The Story Behind The Letters

It was shear boredom which possessed me to write my first prank letter back in early 1994.  I was sitting around one day at the house, eating some Ruffles Potato Chips.  No one else was home, it was raining outside, and the power was out.  I got up and walked around the house and came to a stop at the old manual typewriter in the den.  I sat down, stuck a sheet of blank paper in, and began typing it out using only my two index fingers.  Still munching on the Ruffles, I easily found an address on the bag, and thus was born the first prank letter I ever wrote…

Frito Lay

To this day, this letter evoked the best response out of anyone I have ever written a letter to. Unbelievably, Frito Lay sent some sort of investigator out, in person, to inquire about the raccoon incident at the Police Department in attempt to listen to the copy of the 911 call made concerning the raccoon attack, which of course didn’t exist because I had made it up. The Chief of Police (who knew me very well by this point) came by the house to try and get the skinny on what was going on. After I told him I had written the letter, he just shook his head laughing, then left.

After that, I thought it would probably be a good idea to use a fake name when I wrote letters. I was fond of telling people my name was “Barracuda” whenever I had to be put on a waiting list at restaurants.
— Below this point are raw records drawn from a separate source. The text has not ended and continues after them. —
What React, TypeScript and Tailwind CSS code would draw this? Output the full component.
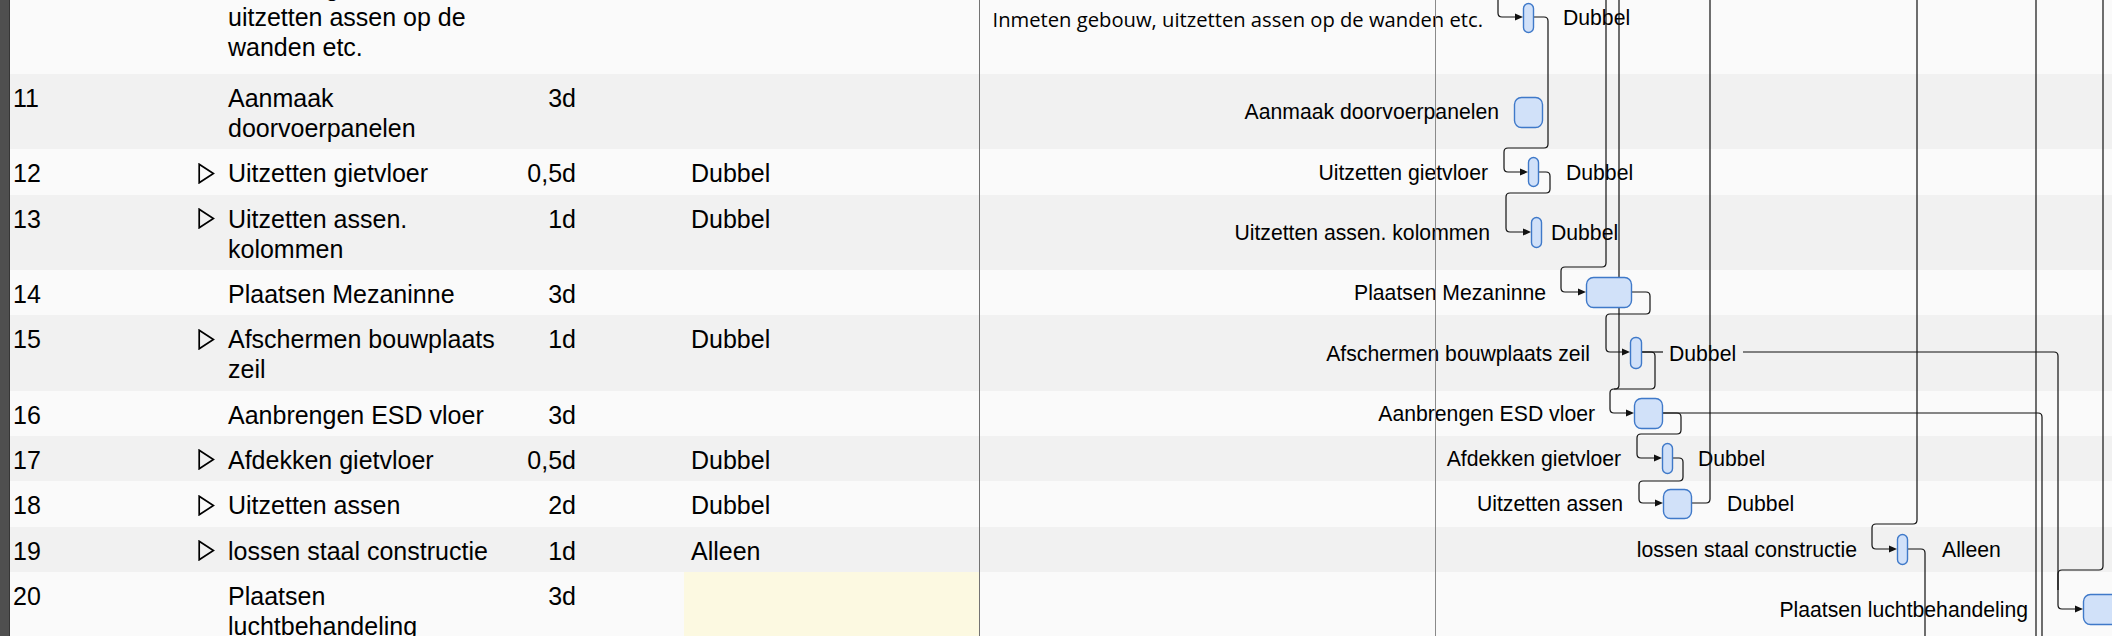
import React from 'react';

type Row = {
  n: string;
  tri: boolean;
  name: string[];
  dur: string;
  res: string;
  dark: boolean;
  yellow?: boolean;
  first?: boolean;
};

const rows: Row[] = [
  { n: '10', tri: true, name: ['Inmeten gebouw,', 'uitzetten assen op de', 'wanden etc.'], dur: '', res: 'Dubbel', dark: false, first: true },
  { n: '11', tri: false, name: ['Aanmaak', 'doorvoerpanelen'], dur: '3d', res: '', dark: true },
  { n: '12', tri: true, name: ['Uitzetten gietvloer'], dur: '0,5d', res: 'Dubbel', dark: false },
  { n: '13', tri: true, name: ['Uitzetten assen.', 'kolommen'], dur: '1d', res: 'Dubbel', dark: true },
  { n: '14', tri: false, name: ['Plaatsen Mezaninne'], dur: '3d', res: '', dark: false },
  { n: '15', tri: true, name: ['Afschermen bouwplaats', 'zeil'], dur: '1d', res: 'Dubbel', dark: true },
  { n: '16', tri: false, name: ['Aanbrengen ESD vloer'], dur: '3d', res: '', dark: false },
  { n: '17', tri: true, name: ['Afdekken gietvloer'], dur: '0,5d', res: 'Dubbel', dark: true },
  { n: '18', tri: true, name: ['Uitzetten assen'], dur: '2d', res: 'Dubbel', dark: false },
  { n: '19', tri: true, name: ['lossen staal constructie'], dur: '1d', res: 'Alleen', dark: true },
  { n: '20', tri: false, name: ['Plaatsen', 'luchtbehandeling'], dur: '3d', res: '', dark: false, yellow: true },
];

type Pt = [number, number];

function roundedPath(pts: Pt[], r = 4): string {
  let d = `M ${pts[0][0]} ${pts[0][1]}`;
  for (let i = 1; i < pts.length - 1; i++) {
    const [x0, y0] = pts[i - 1];
    const [x1, y1] = pts[i];
    const [x2, y2] = pts[i + 1];
    const d1 = Math.hypot(x1 - x0, y1 - y0);
    const d2 = Math.hypot(x2 - x1, y2 - y1);
    const rr = Math.min(r, d1 / 2, d2 / 2);
    const ax = x1 - ((x1 - x0) / d1) * rr;
    const ay = y1 - ((y1 - y0) / d1) * rr;
    const bx = x1 + ((x2 - x1) / d2) * rr;
    const by = y1 + ((y2 - y1) / d2) * rr;
    d += ` L ${ax} ${ay} Q ${x1} ${y1} ${bx} ${by}`;
  }
  const last = pts[pts.length - 1];
  d += ` L ${last[0]} ${last[1]}`;
  return d;
}

type Conn = { pts: Pt[]; arrow?: boolean };

const AL = 8;

const conns: Conn[] = [
  { pts: [[1498, 0], [1498, 17], [1523, 17]], arrow: true },
  { pts: [[1533, 17], [1548, 17], [1548, 148], [1504, 148], [1504, 172], [1528, 172]], arrow: true },
  { pts: [[1538, 172], [1550, 172], [1550, 193], [1506, 193], [1506, 232], [1531, 232]], arrow: true },
  { pts: [[1606, 0], [1606, 267], [1561, 267], [1561, 292], [1586, 292]], arrow: true },
  { pts: [[1619, 0], [1619, 389], [1610, 389], [1610, 413], [1634, 413]], arrow: true },
  { pts: [[1631, 292], [1650, 292], [1650, 314], [1606, 314], [1606, 352], [1630, 352]], arrow: true },
  { pts: [[1641, 352], [1655, 352], [1655, 389], [1614, 389]] },
  { pts: [[1641, 352], [1663, 352]] },
  { pts: [[1743, 352], [2058, 352], [2058, 609], [2083, 609]], arrow: true },
  { pts: [[2103, 0], [2103, 570], [2058, 570], [2058, 590]] },
  { pts: [[1662, 413], [2042, 413], [2042, 636]] },
  { pts: [[1662, 413], [1681, 413], [1681, 434], [1637, 434], [1637, 458], [1662, 458]], arrow: true },
  { pts: [[1672, 458], [1683, 458], [1683, 481], [1639, 481], [1639, 503], [1663, 503]], arrow: true },
  { pts: [[1691, 503], [1710, 503], [1710, 0]] },
  { pts: [[1917, 0], [1917, 524], [1872, 524], [1872, 549], [1897, 549]], arrow: true },
  { pts: [[1907, 549], [1925, 549], [1925, 636]] },
  { pts: [[2036, 0], [2036, 636]] },
];

type Bar = { x: number; y: number; w: number; h: number; r: number };

const bars: Bar[] = [
  { x: 1523, y: 3, w: 10, h: 29, r: 5 },
  { x: 1514, y: 97, w: 28, h: 30, r: 7 },
  { x: 1528, y: 157, w: 10, h: 29, r: 5 },
  { x: 1531, y: 217, w: 10, h: 30, r: 5 },
  { x: 1586, y: 277, w: 45, h: 30, r: 7 },
  { x: 1630, y: 337, w: 11, h: 31, r: 5 },
  { x: 1634, y: 398, w: 28, h: 30, r: 7 },
  { x: 1662, y: 443, w: 10, h: 30, r: 5 },
  { x: 1663, y: 489, w: 28, h: 29, r: 7 },
  { x: 1897, y: 534, w: 10, h: 30, r: 5 },
  { x: 2083, y: 594, w: 45, h: 30, r: 7 },
];

type Label = { t: string; x: number; y: number; end?: boolean; calibri?: boolean };

const labels: Label[] = [
  { t: 'Inmeten gebouw, uitzetten assen op de wanden etc.', x: 1483, y: 27, end: true, calibri: true },
  { t: 'Dubbel', x: 1563, y: 25 },
  { t: 'Aanmaak doorvoerpanelen', x: 1499, y: 119, end: true },
  { t: 'Uitzetten gietvloer', x: 1488, y: 180, end: true },
  { t: 'Dubbel', x: 1566, y: 180 },
  { t: 'Uitzetten assen. kolommen', x: 1490, y: 240, end: true },
  { t: 'Dubbel', x: 1551, y: 240 },
  { t: 'Plaatsen Mezaninne', x: 1546, y: 300, end: true },
  { t: 'Afschermen bouwplaats zeil', x: 1590, y: 361, end: true },
  { t: 'Dubbel', x: 1669, y: 361 },
  { t: 'Aanbrengen ESD vloer', x: 1595, y: 421, end: true },
  { t: 'Afdekken gietvloer', x: 1621, y: 466, end: true },
  { t: 'Dubbel', x: 1698, y: 466 },
  { t: 'Uitzetten assen', x: 1623, y: 511, end: true },
  { t: 'Dubbel', x: 1727, y: 511 },
  { t: 'lossen staal constructie', x: 1857, y: 557, end: true },
  { t: 'Alleen', x: 1942, y: 557 },
  { t: 'Plaatsen luchtbehandeling', x: 2028, y: 617, end: true },
];

function Triangle() {
  return (
    <svg width="17" height="21" viewBox="0 0 17 21" className="block">
      <polygon points="1.2,1.2 15.4,10.5 1.2,19.8" fill="none" stroke="#000" strokeWidth="1.7" strokeLinejoin="miter" />
    </svg>
  );
}

function Gantt() {
  return (
    <svg
      className="absolute left-[981px] top-0"
      width={1131}
      height={636}
      viewBox="981 0 1131 636"
    >
      {labels.map((l, i) => (
        <text
          key={i}
          x={l.x}
          y={l.y}
          textAnchor={l.end ? 'end' : 'start'}
          fontSize={l.calibri ? 20.2 : 21.2}
          fontFamily={l.calibri ? '"Open Sans", Lato, sans-serif' : '"Liberation Sans", Arial, sans-serif'}
          fill="#000"
        >
          {l.t}
        </text>
      ))}
      <line x1={1435.5} y1={0} x2={1435.5} y2={636} stroke="#8a8a8a" strokeWidth={1} />
      {conns.map((c, i) => {
        const pts = c.pts.slice();
        let tip: Pt | null = null;
        if (c.arrow) {
          tip = pts[pts.length - 1];
          pts[pts.length - 1] = [tip[0] - AL + 1, tip[1]];
        }
        return (
          <g key={i}>
            <path d={roundedPath(pts, 4)} fill="none" stroke="#111" strokeWidth={1.2} />
            {tip && (
              <polygon
                points={`${tip[0]},${tip[1]} ${tip[0] - AL},${tip[1] - 3.6} ${tip[0] - AL},${tip[1] + 3.6}`}
                fill="#111"
              />
            )}
          </g>
        );
      })}
      {bars.map((b, i) => (
        <rect
          key={i}
          x={b.x + 0.5}
          y={b.y + 0.5}
          width={b.w}
          height={b.h}
          rx={b.r}
          ry={b.r}
          fill="#d1e1f9"
          stroke="#3f79c9"
          strokeWidth={1.4}
        />
      ))}
    </svg>
  );
}

export default function App() {
  return (
    <div className="relative flex h-[636px] w-[2112px] overflow-hidden bg-[#fafafa] text-black [font-family:'Liberation_Sans',Arial,sans-serif]">
      <div className="h-full w-[10px] shrink-0 border-r border-[#363636] bg-[#4f4f4f]" />
      <div className="mt-[-37px] flex min-w-0 flex-1 flex-col">
        {rows.map((r) => {
          const pad = `pt-[9px] ${r.first ? 'pb-[12px]' : 'pb-[6.33px]'}`;
          return (
            <div
              key={r.n}
              className={`flex text-[25px] leading-[30px] ${r.dark ? 'bg-[#f1f1f1]' : 'bg-[#fafafa]'}`}
            >
              <div className={`w-[179px] shrink-0 pl-[3px] ${pad}`}>{r.n}</div>
              <div className={`w-[39px] shrink-0 pl-[9px] ${pad}`}>
                {r.tri && (
                  <div className="flex h-[30px] items-center">
                    <Triangle />
                  </div>
                )}
              </div>
              <div className={`w-[286px] shrink-0 whitespace-nowrap ${pad}`}>
                {r.name.map((line, i) => (
                  <div key={i}>{line}</div>
                ))}
              </div>
              <div className={`w-[62px] shrink-0 whitespace-nowrap text-right ${pad}`}>{r.dur}</div>
              <div className="w-[108px] shrink-0" />
              <div className={`w-[295px] shrink-0 pl-[7px] ${pad} ${r.yellow ? 'bg-[#fcf9e1]' : ''}`}>
                {r.res}
              </div>
              <div className="flex-1 border-l border-[#737373]" />
            </div>
          );
        })}
      </div>
      <Gantt />
    </div>
  );
}
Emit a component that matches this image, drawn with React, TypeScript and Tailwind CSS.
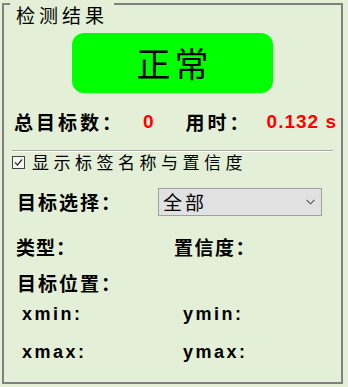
import React from "react";

const cjk = { fontFamily: '"Noto Sans CJK SC", "Noto Sans", sans-serif' };
const mix = { fontFamily: '"Liberation Sans", "Noto Sans CJK SC", sans-serif' };

export default function App() {
  return (
    <div className="w-[348px] h-[387px] bg-[#e3efd7] pt-[3px] pl-[2px]">
      <div className="relative w-[341px] h-[381px] border-2 border-[#808080] flex flex-col">
        <div
          className="absolute left-[6px] top-[-4px] pt-[2px] px-[6px] bg-[#e3efd7] text-[19px] leading-[24px] tracking-[4px] text-black"
          style={cjk}
        >
          检测结果
        </div>

        <div className="mt-[28px] mx-auto w-[201px] h-[60px] rounded-[12px] bg-[#00ff00] flex items-center justify-center">
          <span className="text-[34px] leading-[40px] tracking-[4px] pl-[4px] text-black" style={cjk}>
            正常
          </span>
        </div>

        <div className="mt-[16px] h-[26px] flex items-center text-[19px] leading-[26px] font-bold text-black" style={mix}>
          <span className="ml-[10px] w-[129px] tracking-[3px]" style={cjk}>总目标数：</span>
          <span className="text-[#ff0000]">0</span>
          <span className="ml-[32px] w-[81px] tracking-[3px]" style={cjk}>用时：</span>
          <span className="text-[#ff0000] tracking-[1px]">0.132 s</span>
        </div>

        <div className="mt-[15px] ml-[8px] w-[321px] h-[2px] border-t border-[#a8a8a8] border-b border-b-white" />

        <div className="h-[20px] flex items-center">
          <svg className="ml-[8px]" width="13" height="13" viewBox="0 0 13 13">
            <rect x="0.5" y="0.5" width="12" height="12" fill="#f4f8ef" stroke="#404040" />
            <path d="M3 6.5 L5.5 9 L10 3.5" fill="none" stroke="#303030" strokeWidth="1.2" />
          </svg>
          <span className="ml-[7px] text-[17px] leading-[20px] tracking-[4.5px] text-black" style={cjk}>
            显示标签名称与置信度
          </span>
        </div>

        <div className="mt-[16px] h-[28px] flex items-center">
          <span className="ml-[13px] w-[141px] text-[19px] leading-[26px] font-bold tracking-[2px] text-black" style={cjk}>
            目标选择：
          </span>
          <div className="w-[164px] h-[28px] bg-[#e1e1e1] border border-[#a0a0a0] flex items-center justify-between">
            <span className="ml-[4px] text-[19px] leading-[24px] tracking-[3px] text-black" style={cjk}>全部</span>
            <svg className="mr-[6px]" width="9" height="6" viewBox="0 0 9 6">
              <path d="M0.5 0.8 L4.5 4.8 L8.5 0.8" fill="none" stroke="#505050" strokeWidth="1.1" />
            </svg>
          </div>
        </div>

        <div className="mt-[18px] h-[26px] flex items-center text-[19px] leading-[26px] font-bold text-black" style={cjk}>
          <span className="ml-[12px] w-[158px] tracking-[1px]">类型：</span>
          <span className="tracking-[1.5px]">置信度：</span>
        </div>

        <div className="mt-[10px] h-[26px] flex items-center text-[19px] leading-[26px] font-bold tracking-[2px] text-black" style={cjk}>
          <span className="ml-[13px]">目标位置：</span>
        </div>

        <div className="mt-[6px] h-[24px] flex items-center text-[18px] leading-[24px] font-bold tracking-[2.5px] text-black" style={mix}>
          <span className="ml-[18px] w-[161px]">xmin:</span>
          <span>ymin:</span>
        </div>

        <div className="mt-[14px] h-[24px] flex items-center text-[18px] leading-[24px] font-bold tracking-[2.5px] text-black" style={mix}>
          <span className="ml-[18px] w-[161px]">xmax:</span>
          <span>ymax:</span>
        </div>
      </div>
    </div>
  );
}
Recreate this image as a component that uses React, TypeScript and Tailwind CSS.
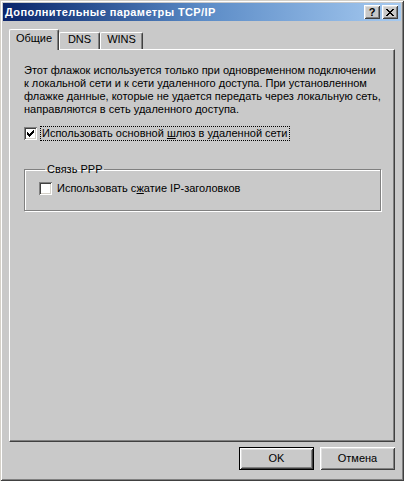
import type { ReactNode } from "react";

const RAISED =
  "shadow-[inset_1px_1px_0_#ffffff,inset_-1px_-1px_0_#404040,inset_2px_2px_0_#dedede,inset_-2px_-2px_0_#808080]";
const SUNKEN =
  "shadow-[inset_1px_1px_0_#808080,inset_-1px_-1px_0_#ffffff,inset_2px_2px_0_#404040,inset_-2px_-2px_0_#d4d0c8]";

const px = (rows: [number, number, number][]) =>
  rows.map(([x, y, w]) => `M${x} ${y}h${w}v1h-${w}z`).join("");

const CHECK = px([
  [6, 0, 1],
  [5, 1, 2],
  [0, 2, 1],
  [4, 2, 3],
  [0, 3, 2],
  [3, 3, 3],
  [0, 4, 5],
  [1, 5, 3],
  [2, 6, 1],
]);

const CROSS = px([
  [0, 0, 2],
  [6, 0, 2],
  [1, 1, 2],
  [5, 1, 2],
  [2, 2, 4],
  [3, 3, 2],
  [2, 4, 4],
  [1, 5, 2],
  [5, 5, 2],
  [0, 6, 2],
  [6, 6, 2],
]);

const CheckBox = ({ checked = false }: { checked?: boolean }) => (
  <span className={`flex h-[13px] w-[13px] shrink-0 items-center justify-center bg-white ${SUNKEN}`}>
    {checked && (
      <svg width="7" height="7" viewBox="0 0 7 7" shapeRendering="crispEdges">
        <path d={CHECK} fill="#000" />
      </svg>
    )}
  </span>
);

const CaptionButton = ({ children }: { children: ReactNode }) => (
  <div className={`flex h-[14px] w-[16px] items-center justify-center bg-[#c9c9c9] ${RAISED}`}>{children}</div>
);

const Tab = ({ label, active = false, width }: { label: string; active?: boolean; width: string }) => (
  <div
    className={`flex items-start justify-center rounded-t-[2px] border-l border-t border-r border-l-white border-t-white border-r-[#404040] bg-[#c9c9c9] shadow-[inset_-1px_0_0_#808080] ${width} ${
      active ? "relative z-10 -mb-[1px] h-[21px] pt-[2px]" : "h-[17px] pt-[0px]"
    }`}
  >
    {label}
  </div>
);

const PushButton = ({ label, isDefault = false }: { label: string; isDefault?: boolean }) => (
  <div
    className={`flex h-[23px] w-[75px] items-center justify-center bg-[#c9c9c9] ${
      isDefault ? "border border-black" : ""
    } ${RAISED}`}
  >
    {label}
  </div>
);

export default function App() {
  return (
    <div
      className={`flex h-[481px] w-[404px] flex-col bg-[#c9c9c9] p-[3px] font-['Liberation_Sans',Arial,sans-serif] text-[11px] leading-[13px] text-black shadow-[inset_1px_1px_0_#d4d0c8,inset_-1px_-1px_0_#404040,inset_2px_2px_0_#ffffff,inset_-2px_-2px_0_#808080]`}
    >
      {/* caption */}
      <div className="flex h-[18px] items-center bg-linear-to-r from-[#0a246a] via-[#5b8bc6] to-[#a6caf0] pl-[2px] pr-[3px]">
        <span className="flex-1 font-bold tracking-[0.4px] text-white">Дополнительные параметры TCP/IP</span>
        <div className="flex gap-[2px]">
          <CaptionButton>
            <span className="text-[11px] font-bold leading-none">?</span>
          </CaptionButton>
          <CaptionButton>
            <svg width="8" height="7" viewBox="0 0 8 7" shapeRendering="crispEdges">
              <path d={CROSS} fill="#000" />
            </svg>
          </CaptionButton>
        </div>
      </div>

      {/* tabs + page */}
      <div className="flex flex-col px-[6px] pt-[8px]">
        <div className="flex h-[20px] items-end">
          <Tab label="Общие" active width="w-[50px]" />
          <Tab label="DNS" width="w-[41px]" />
          <Tab label="WINS" width="w-[43px]" />
        </div>
        <div className="flex h-[393px] flex-col border-l border-t border-r border-b border-l-white border-t-white border-r-[#404040] border-b-[#404040] pl-[14px] pr-[13px] pt-[14px] shadow-[inset_-1px_-1px_0_#808080]">
          <p>
            Этот флажок используется только при одновременном подключении к локальной сети и к сети удаленного
            доступа. При установленном флажке данные, которые не удается передать через локальную сеть, направляются
            в сеть удаленного доступа.
          </p>

          <div className="mt-[11px] flex items-center gap-[4px]">
            <CheckBox checked />
            <span className="px-[1px] outline-1 outline-dotted outline-black">
              Использовать основной <u>ш</u>люз в удаленной сети
            </span>
          </div>

          <fieldset className="mt-[23px] h-[48px] border border-[#808080] px-[14px] shadow-[inset_1px_1px_0_#ffffff,1px_1px_0_#ffffff]">
            <legend className="ml-[6px] px-[2px]">Связь PPP</legend>
            <div className="mt-[6px] flex items-center gap-[5px]">
              <CheckBox />
              <span>
                Использовать с<u>ж</u>атие IP-заголовков
              </span>
            </div>
          </fieldset>
        </div>

        <div className="mt-[5px] flex justify-end gap-[6px]">
          <PushButton label="OK" isDefault />
          <PushButton label="Отмена" />
        </div>
      </div>
    </div>
  );
}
I don’t know where I came up with this; it’s just something I did, and the Barracuda has always been one of my favorite types of fish.  Primarily, I got a kick out of listening to hostesses call out for “Barracuda, party of four?” inside a restaurant once my table was ready.

I figured that I needed to add a last name when signing letters, so I used “Jones”. Barracuda Jones. This name sort of stuck for a while and became somewhat of a nickname for me. But then I figured that a lot of letter recipients would never believe anything written from someone named Barracuda Jones. So, Barracuda Jones became B. Cuda, or sometimes Ms. B. Cuda.

Ultimately, I settled on Barry A. Cuda, with my entire name pronounced with a silent “y”.  So now finally, it’s perfect.

When I started this, it was more or less for my own amusement as well as a good way to practice writing.  You may find that some of my letters are really hilarious, and you may not find others not funny at all and completely offensive and vulgar.   Keep in mind – Barry A. Cuda is many different characters rolled up into one.

Hope you enjoy, but if you don’t, then do something English and bugger off.